La legittimità di tale metodologia accertativa
E’ stata ribadita costantemente dalla Cassazione in una pluralità di sue declinazioni. Ancora di recente, i giudici di legittimità hanno stabilito che l’accertamento induttivo, per quanto riguarda i ristoranti, può fondarsi sia sul numero dei tovaglioli portati in lavanderia – che sono indici di coperti e quindi di incassi – sia sul consumo di acque minerali o di altre bevande.
Costituendo elemento fondamentale, se non addirittura indispensabile, nelle consumazioni erogate dal ristoratore (Cass. n. 17408/2010).
Così come il consumo del vino costituisce un fatto noto dal quale può logicamente desumersi il numero dei pasti effettivamente servit. Cioè il fatto ignoto (Cass. n. 1103/2017).
Sul “tovagliometro”
La Suprema Corte si è sempre pronunciata a favore del suo legittimo utilizzo da parte del Fisco (tra le altre, Cass. nn. 51/1999, 6465/2002).
Pur precisando che dal numero complessivo di tovaglioli desunti dall’Ufficio per determinare il numero di pasti erogati si deve sottrarre una certa percentuale di tovaglioli normalmente usati per altri scopi, quali i pasti dei soci e dei dipendenti; l’uso da parte dei camerieri e le evenienze più varie per le quali ciascun cliente può essere indotto a utilizzare più tovaglioli – c.d. percentuale di sfrido (Cass. n. 20060/2014).
Superato un recente arresto della Cassazione
Del resto, per la Cassazione è legittimo ricostruire i ricavi di un’impresa di ristorazione anche sulla base del solo consumo di acqua minerale.

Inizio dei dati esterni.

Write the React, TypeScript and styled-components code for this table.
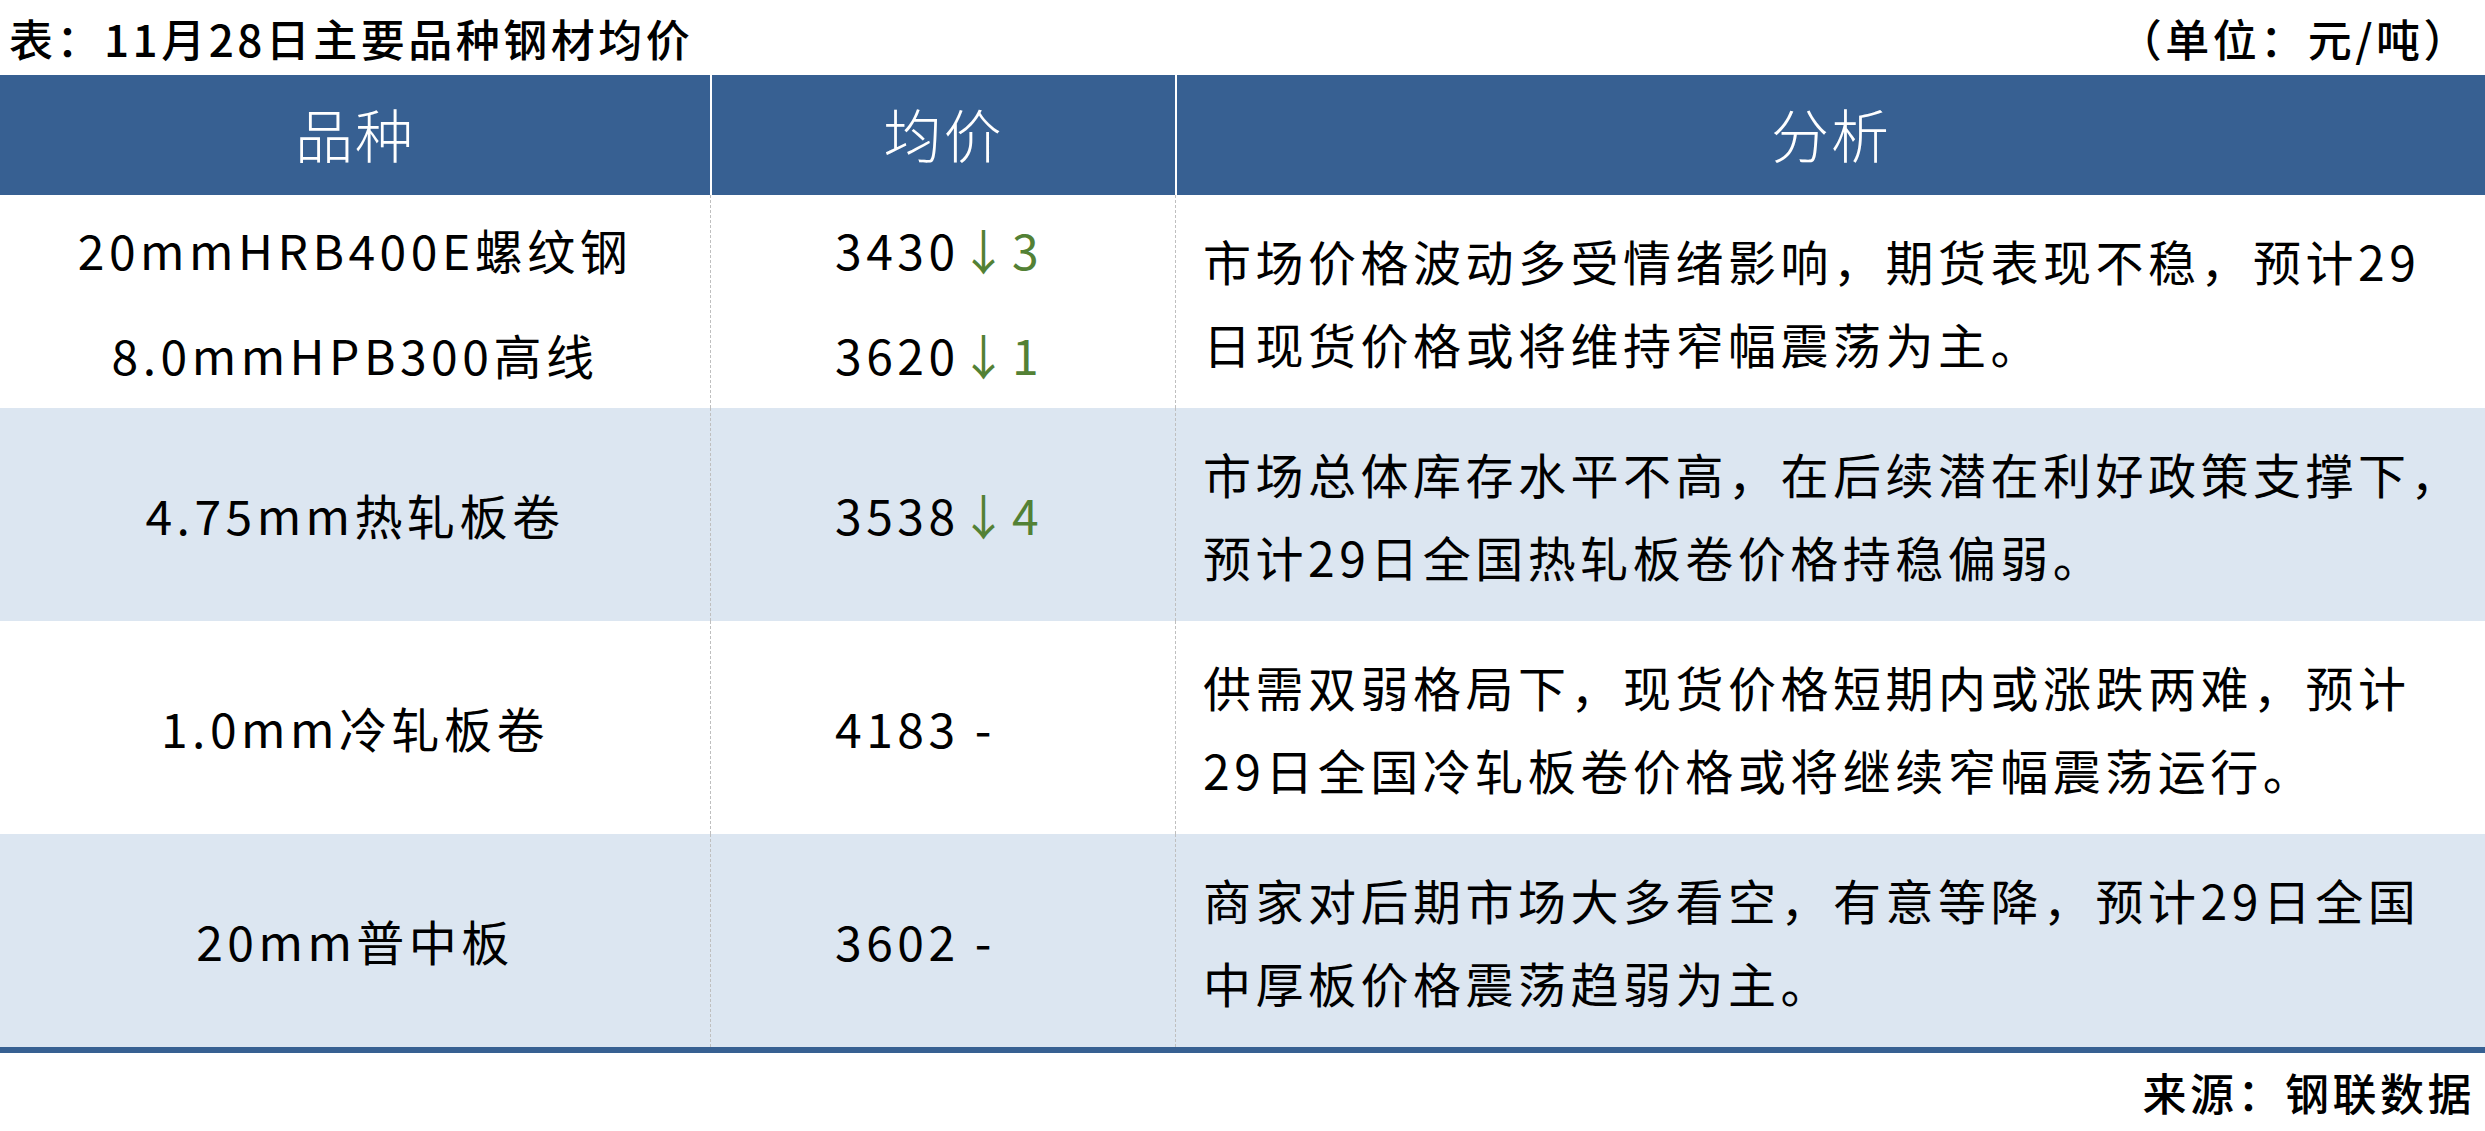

Fermo restando che nel settore della ristorazione non vi è un indicatore “principe” per la ricostruzione presuntiva dei ricavi. Ben
potendo gli indici rivelatori variare da caso a caso: Essendo poi compito dell’Ufficio finanziario prima, e del giudice tributario di merito poi, quello di cogliere i peculiari nessi inferenziali che siano adeguati alla singola fattispecie concreta (Cass. n. 11622/2013).
Un po’ più articolata si presenta la questione relativa all’accertamento analitico-induttivo nei confronti di bar e caffetterie sulla base del consumo del caffè
Perché, a differenza di ristoranti e pizzerie per cui si considera un elemento unitario della materia prima, come una
bottiglia di acqua o un tovagliolo, la tazzina di caffè servita al bar presuppone un determinato quantitativo di miscela di caffè acquistata dall’esercente. Quindi, non un elemento unitario.
Da qui la problematica circa la valutazione dei grammi di miscela di caffè necessari per servire una tazzina. (che è poi quella che serve all’Ufficio per valorizzare i ricavi con applicazione del prezzo al pubblico).
Soprattutto, il problema della capacità probatoria di tale presunzione (per ogni tazzina servono, ad esempio, 7 grammi di caffè) di sorreggere una pretesa impositiva così formata.
La sentenza n. 25482/2013
Con essa, la Cassazione ha confermato la legittimità di una ricostruzione basata sul consumo di miscela di caffè. Assumendo un quantitativo di materia prima pari a 6-7 grammi per tazzina, desunta da dati statistici medi (nello stesso senso sembrerebbe porsi anche Cass. n. 25093/2014).
Invece, con la pronuncia n. 10204/2016 ha stabilito, all’opposto, che il quantitativo di caffè necessario per servire la tipica tazzina da bar, così come il ricarico medio applicato da quest’ultimo sui prodotti rivenduti, non costituisce un fatto notorio e, pertanto, il Fisco non può basarsi su di esso per la ricostruzione induttiva dei ricavi.
La pronuncia in commento
Attraverso questa, però, la Suprema Corte ha nuovamente confermato la legittimità di un accertamento a carico di un bar, fondato sul consumo di miscela di caffè, assunto nella misura di 8 grammi per tazzina servita.
Stabilendo, peraltro, che spetta al contribuente superare tale presunzione di consumo, provando di aver impiegato un quantitativo diverso per servire le tazzine di caffè.